Now that you have seen scalable VM backup in action, try it out yourself. Installation instructions for this DPM update are provided in KB 2966014.

    Your comment has been posted.   Close
    Thank you, your comment requires moderation so it may take a while to appear.   Close
    Leave a Comment
    • Great improvements indeed, but where is storage pool deduplication that was mention at TechEd NA 2014? From my understanding UR3 should have provided this feature that would benefit many of us.

    • Great post--thank you! Regarding the recommendation for virtualized DPM servers and using SOFS shares for storage, I'm a bit confused:

      - Virtualized DPM: I thought this prevents you from restoring individual files within a VHD/VHDX (without restoring the entire VHD/VHDX); Hyper-V is listed as a requirement for DPM for individual file restore from within a VHD/VHDX, which implies a physical DPM server environment. Is this no longer the case?

      - SOFS shares for storage: I thought Storage Spaces are not allowed or supported for DPM storage. SOFS (JBOD-style) would have Storage Spaces on the back end. Could you clarify what is supported with regard to Storage Spaces and DPM?

      Also, what is Microsoft's recommendation for backing up file servers? According to the documentation, DPM does not support backing up SOFS-based file servers directly (Hyper-V VMs on SOFS is supported by backing up through the Hyper-V node/cluster). This necessitates file server VMs running on Hyper-V with the VHDs/VHDXs on SOFS--a file server on top of a file server. Backing up the VM is MUCH, MUCH faster than backing up the file share itself. In a physical DPM environment where the files within the VHDs/VHDXs can be restored directly, is there any reason to backup anything other than the file server VM?

    • First I´m sorry that UR3 did not solve our case with "old/deleted vm´s, without any recovery point, still acting as production server in DPM". Second I think it would be a huge improvement if DPM could integrate much tighter with VMM. Maybe basically all VM backup/restore should be possible to configure from VMM?

    • Nice !
      I'm planning the following architecture for our next Hyper-V Infrastructure :

      - 1 Hyper-V Cluster
      - 2 SOFS Cluster each hosting half of VM storage
      - 2x DPM VM groups each backuping "their" SOFS on the other SOFS.

      Any thoughts about that ? Seem like your tests validate it ?

    • Thanks Miha. We are working on detailed guidance on configuration and deployment best practices for storage optimization. Will be publishing a new blog post as soon as it is ready.

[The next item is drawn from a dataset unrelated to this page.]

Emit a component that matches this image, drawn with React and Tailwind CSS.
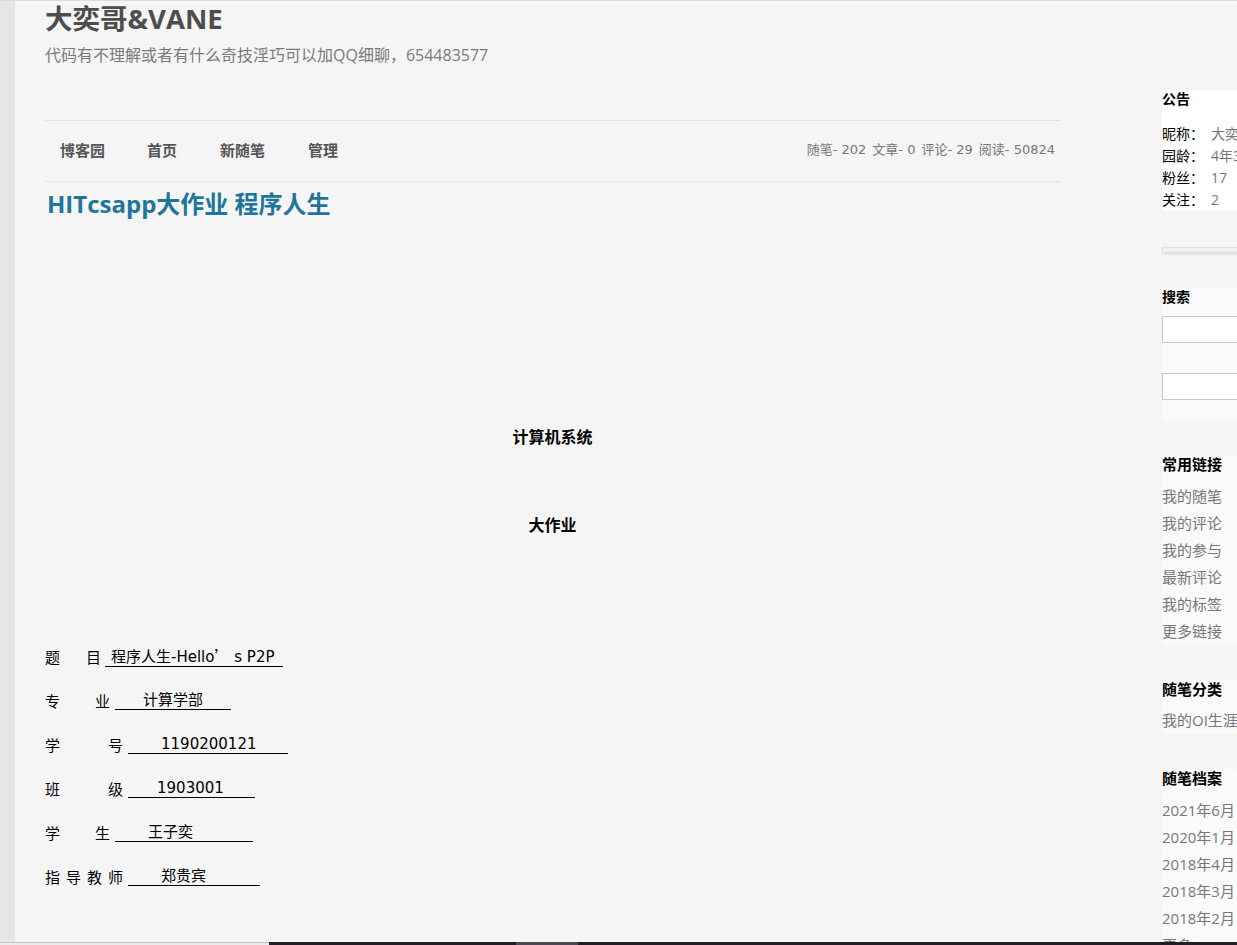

    • Thanks Ryan for the feedback.
      1) Virtualized DPM - you can still restore individual files without restoring the entire VHD. Disks are directly attached to the DPM server which is running virtual.
      2) You are right in the sense that Storage spaces is not supported as DPM disk storage pool. Since DPM is running virtual, it will see 20 disks of 1 TB each (VHDs on the SMB storage) in the Config described above.
      3) We don't support backing up SOFS shares directly. Since you mentioned VM backup is much more efficient, you should just backup the VMs and you don't need to run DPM in physical environment.

    • Hi Rune,
      1. UR3 issue: Did you stop the protection (with or without retain data option) after the VM is deleted? If yes, can you send me the details to my email id: shivamg@microsoft.com
      2. DPM integration with VMM: Thanks for the feedback. It is in our roadmap.

      Thanks
      Shivam

    • Thanks Arthur. The architecture should absolutely work. We didn't test with 1 Hyper-V cluster connecting to 2 SOFS clusters though. Here's 2 configs we tested with Hyper-V over SOFS:

      a) 1 Hyper-V cluster with 1 SOFS Cluster. DPM running in virtualized environment and part of the same Hyper-V cluster. In SOFS, we created different storage pools (spindle isolation) and assigned backup storage on one pool.

      b) 1 Hyper-V cluster with 1 SOFS cluster for Production VMs. Another Hyper-V cluster (only DPM servers) with a different SOFS Cluster for Backup storage.

      Shivam

    • Thank you for your quick response, Shivam! I was getting my information from this article: http://technet.microsoft.com/en-us/library/hh758184.aspx:

      "Server prerequisites

      "1. Install the Hyper-V role on the DPM server. DPM protects Hyper-V virtual machines even without the role, but you cannot perform item-level recovery (ILR) unless the role is installed."

      This documentation is apparently not accurate, then?

      Regarding Storage Spaces, it sounds like they are supported for DPM storage as long as they are not hosted on the DPM server itself, then? The documentation does not seem to make this exception clear.

      Thank you for the recommendation regarding file server backup (just backup the VM rather than the file shares within the VM). That kills two birds with one stone, and the performance is fantastic--a very nice feature of DPM. These are the types of scenarios (file server VM on top of a scale-out file server, or file-server-within-a-file-server) are not obvious when setting up an environment. The documentation isn't really helpful in this regard, because it seems very likely one could build a traditional SOFS file share, only to find later--buried in a caveat--that SOFS file share backup isn't supported in DPM.

    • Hi Shivam. I am curious to know how you went about generating the VM churn for your testing. Are there any specific tools or scripts that were used to do this. I am interested in replicating this for our own testing/validation.